Il fallimento della scommessa occidentale
Il quotidiano Libya Herald ha spiegato che, in realtà, negli scorsi otto mesi il Parlamento libico ha tenacemente evitato di esprimersi sul governo di Serraj, perché il suo presidente Saleh temeva che quest’ultimo riuscisse la fiducia. Scenario che evidentemente non si è realizzato, motivo per cui il Consiglio presidenziale libico (organo che ha nominato l’esecutivo) dovrà presentare una nuova lista, ridotta, di ministri. Un vero pasticcio anche a livello internazionale, visto che l’attuale situazione testimonia impietosamente il fallimento de facto del tentativo, guidato dalle Nazioni Unite, di ridare stabilità e unità al Paese. Un tentativo che è stato, più che altro, un'audace «scommessa» totalmente priva di garanzie, visto che la mossa occidentale di puntare subito su Serraj – nonostante la prevedibile incapacità di quest’ultimo di garantirsi pieno sostegno in patria – ha prodotto ad oggi, come unico risultato, una rinnovata instabilità politica per il Paese.

Nuove ombre sulla legittimità delle bombe Usa
Al Serraj ha dunque ora una bella gatta da pelare, soprattutto per le implicazioni che il voto della Camera porta con sé. Non da ultimo, la mancata fiducia toglie legittimità anche alle decisioni prese dall’esecutivo, dato che l’accordo politico libico siglato dal Consiglio di Sicurezza delle Nazioni Unite concede al Parlamento il diritto di approvare o disapprovare lo stesso esecutivo. E alla luce degli ultimi eventi che lo mettono in bilico, gli stessi raid americani acquisiscono un profilo di incerta legittimità, visto che sono stati richiesti dal governo di Serraj, che però non ha la fiducia del Parlamento – l’unico vero organo ad esprimere una rappresentanza popolare –. In effetti, l’intervento di Washington ha finito per accentuare ulteriormente le divisioni, poiché non è stato per nulla apprezzato dall’Est del Paese, di cui il generale Haftar, sostenuto dall’Egitto di Al Sisi, è rappresentante.

Una pace lontana
Il fatto che la legalità incerta dell’esecutivo venga a tal punto sottolineata proprio nel momento in cui all’orizzonte si profila la vittoria contro lo Stato islamico è la beffarda e amara dimostrazione di quanto, in Libia, la pace sia ancora lontana. Del resto, la stessa battaglia di Sirte, che pure ha avuto come risultato – grazie al supporto aereo americano – la quasi totale eliminazione dei jihadisti dell’Isis, porta con sé, per certi versi, il marchio del fallimento. Perché il cosiddetto «esercito» fedele al Governo di Unità Nazionale è, in realtà, composto dagli uomini delle brigate di Misurata, milizie composte da ex ribelli che combattevano contro Gheddafi. Ed è dunque originariamente espressione, a sua volta, di una fazione, testimone paradossale dello stato di assoluta frammentazione in cui versa il gigante nordafricano.

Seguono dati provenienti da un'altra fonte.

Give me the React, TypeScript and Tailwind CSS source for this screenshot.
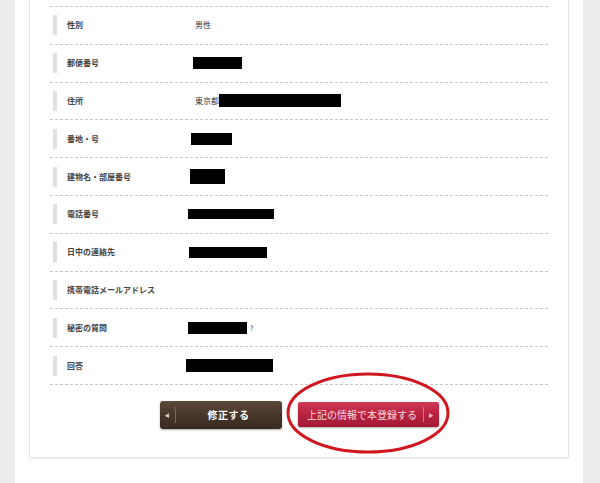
import React from 'react';

type Row = {
  label: string;
  value?: React.ReactNode;
};

const Redact: React.FC<{ className: string }> = ({ className }) => (
  <span className={`inline-block bg-black ${className}`} />
);

const rows: Row[] = [
  { label: '性別', value: <span className="ml-[9px]">男性</span> },
  { label: '郵便番号', value: <Redact className="ml-[7px] h-[12px] w-[49px]" /> },
  {
    label: '住所',
    value: (
      <span className="ml-[9px] flex items-center">
        東京都
        <Redact className="h-[13px] w-[122px]" />
      </span>
    ),
  },
  { label: '番地・号', value: <Redact className="ml-[5px] h-[12px] w-[41px]" /> },
  { label: '建物名・部屋番号', value: <Redact className="ml-[4px] h-[15px] w-[35px]" /> },
  { label: '電話番号', value: <Redact className="ml-[2px] h-[10px] w-[86px]" /> },
  { label: '日中の連絡先', value: <Redact className="ml-[3px] h-[11px] w-[78px]" /> },
  { label: '携帯電話メールアドレス' },
  {
    label: '秘密の質問',
    value: (
      <span className="ml-[2px] flex items-center gap-[3px]">
        <Redact className="h-[12px] w-[59px]" />
        <span className="text-[7px]">?</span>
      </span>
    ),
  },
  { label: '回答', value: <Redact className="h-[13px] w-[87px]" /> },
];

export default function App() {
  return (
    <div
      className="relative flex h-[483px] w-[600px] overflow-hidden bg-white text-[#333]"
      style={{ fontFamily: '"Noto Sans CJK JP", "Noto Sans", sans-serif' }}
    >
      {/* side gutters */}
      <div className="w-[15px] shrink-0 bg-[#ececec]" />

      <div className="flex-1 px-[14px]">
        <div className="border-x border-b border-[#e4e4e4] bg-white px-[20px] pt-[6px] pb-[28px] shadow-[0_1px_1px_rgba(0,0,0,0.04)]">
          <div className="border-t border-dashed border-[#c8c8c8]">
            {rows.map((row) => (
              <div
                key={row.label}
                className="flex h-[37.8px] items-center border-b border-dashed border-[#c8c8c8] text-[8px]"
              >
                <div className="ml-[3px] h-[20px] w-[4px] shrink-0 bg-[#e0e0e0]" />
                <div className="ml-[10px] w-[119px] shrink-0 font-bold text-[#444]">{row.label}</div>
                <div className="flex items-center">{row.value}</div>
              </div>
            ))}
          </div>

          {/* buttons */}
          <div className="mt-[16px] flex items-center justify-center gap-[16px]">
            <button className="flex h-[28px] w-[122px] items-center rounded-[3px] bg-gradient-to-b from-[#5c4a3c] via-[#46352a] to-[#3a2a20] text-white shadow-[0_1px_2px_rgba(0,0,0,0.35)]">
              <span className="flex h-[16px] w-[16px] items-center justify-center border-r border-[#7a6859] text-[5px] text-[#d8cfc8]">
                ◀
              </span>
              <span className="flex-1 text-[10px] font-bold tracking-[0.5px]">修正する</span>
            </button>
            <button className="flex h-[25px] w-[141px] items-center rounded-[2px] bg-gradient-to-b from-[#cf3955] via-[#b8223f] to-[#a51a36] text-[#f6dbe1] shadow-[0_1px_2px_rgba(0,0,0,0.3)]">
              <span className="flex-1 pl-[4px] text-[10px]">上記の情報で本登録する</span>
              <span className="flex h-[15px] w-[16px] items-center justify-center border-l border-[#dd7286] text-[5px] text-[#f3c9d2]">
                ▶
              </span>
            </button>
          </div>
        </div>
      </div>

      <div className="w-[17px] shrink-0 bg-[#ececec]" />

      {/* hand-drawn annotation circle */}
      <svg className="pointer-events-none absolute left-[285px] top-[371px]" width="166" height="84" viewBox="0 0 166 84">
        <ellipse cx="83" cy="42" rx="80" ry="39" fill="none" stroke="#d0161f" strokeWidth="3" />
      </svg>
    </div>
  );
}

Il prezzo della sconfitta dell’Isis
Così, la Libia si ritrova ancora oggi, a otto mesi dalla nascita del governo di Serraj, immersa in una polveriera di caos instabilità: fazioni e milizie che si contendono il potere; gli ultimi scampoli di uno Stato islamico che ormai, fortunatamente, batte in ritirata; un’irrisolta tensione tra Tripolitania e Cirenaica, Est e Ovest del Paese. Ancora più divisi oggi dall’intervento americano, che, se pare essere stato determinante per colpire i terroristi di Daesh, rischia però di scomporre ancora più in profondità il già complesso mosaico libico.